Janet brought me back to the city
in her little ramshackle green car, full of game and rabbits, which she
delivered to a flesher’s somewhere near Cowgate. These were apparently killed by some of the
people living at Prestonfields. I left
her near the Scott Monument , had a cup of tea at a milk bar, and then
walked down towards Leith , down Pitt Street , to the
“Water of Leith”, a clear little brook babbling along over rocks, and along Wariston Road to Broughton Road and Bonnington Road . (The street names are a great delight – Logie
Green Road, Comely Bank, and, best of all, Bonnyblink Road ). Saw one of Leith Corporation Yards, with a
lot of horse-drawn refuse-carts going in.

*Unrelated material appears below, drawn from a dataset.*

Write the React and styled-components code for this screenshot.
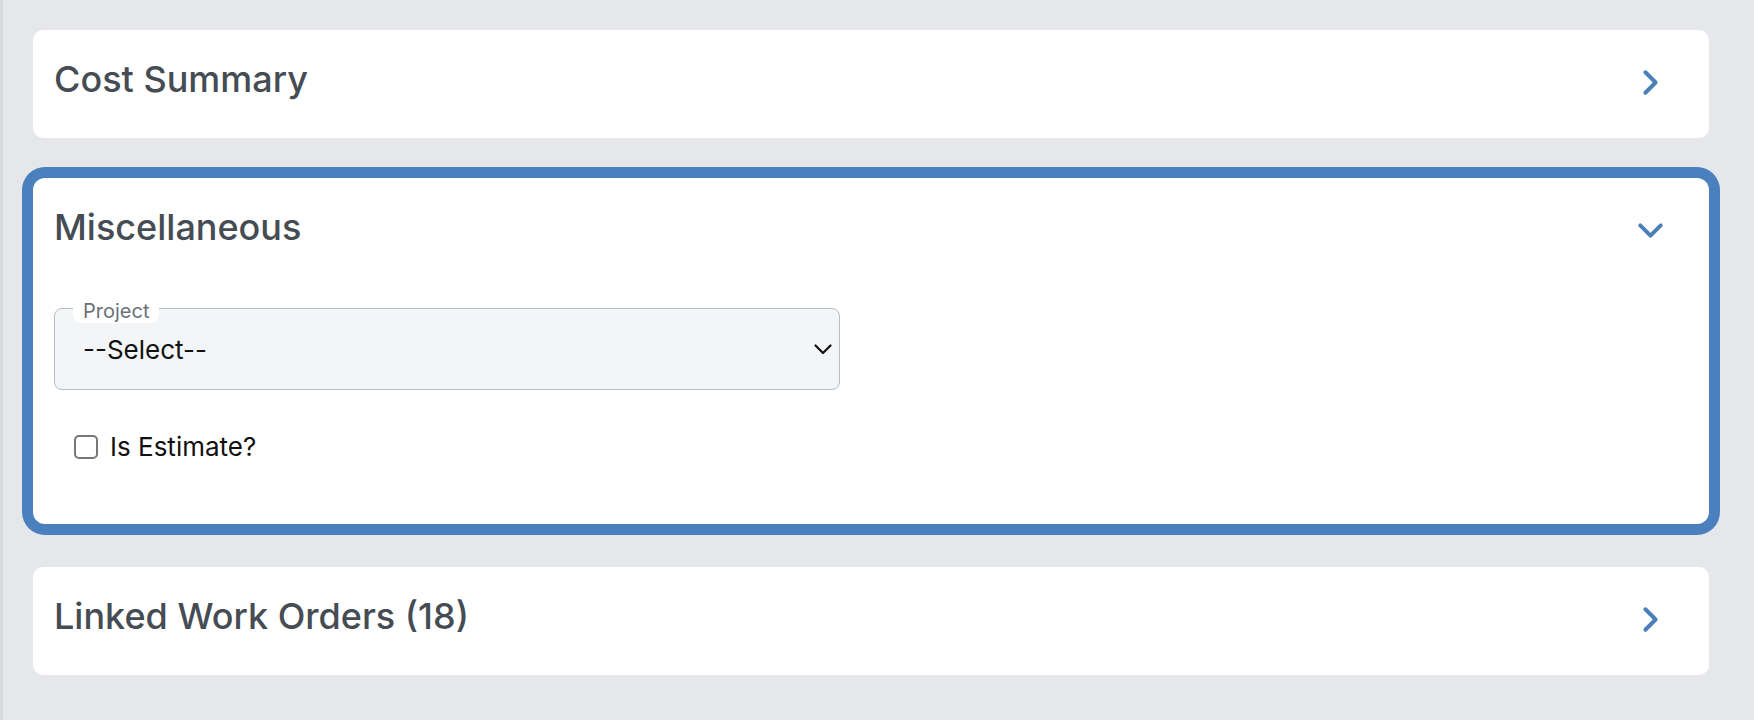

Both horses and motors are used.
Curious to see what a lot of coal-carting is still done in tumbrels, no
doubt on account of steep hills.
Then along Bonnington Road, past
endless high grey tenements, under railways, past breweries, crossing other
roads which seemed run into grey infinities on either side. Crowds of screaming children, and roaring,
clanging trams, and horse-lorries clattering homewards over cobbles. So to Gt. Junction Street , full of shops,
warehouses and churches, over a bridge spanning the “Water of Leith”, now a
turbulent muddy stream, with a little boat-yard on its shore. At the corner by the Commercial Road , opposite the
Scandanavian Lutheran Kirk, is a great block of tenements in ruins, destroyed
by bombs, but that is all the damage to be seen. Walked along by the dock-gates, past the
Custom House, and across the Harbour
Bridge . Caught a tram back to the city along Leith
Walk, an enormously wide street, with an endless procession of railway drays
going back to the stables, and crowds of men and girls hurrying home from work.
Picked up a 27 tram near the
Library, and so back to a very pleasant supper at Glengyle Terrace. Cloudy tonight, and the moon invisible. Talked to Dora about seeing a doctor, and she
advised their own man, Dr. L. on the other side of the Links.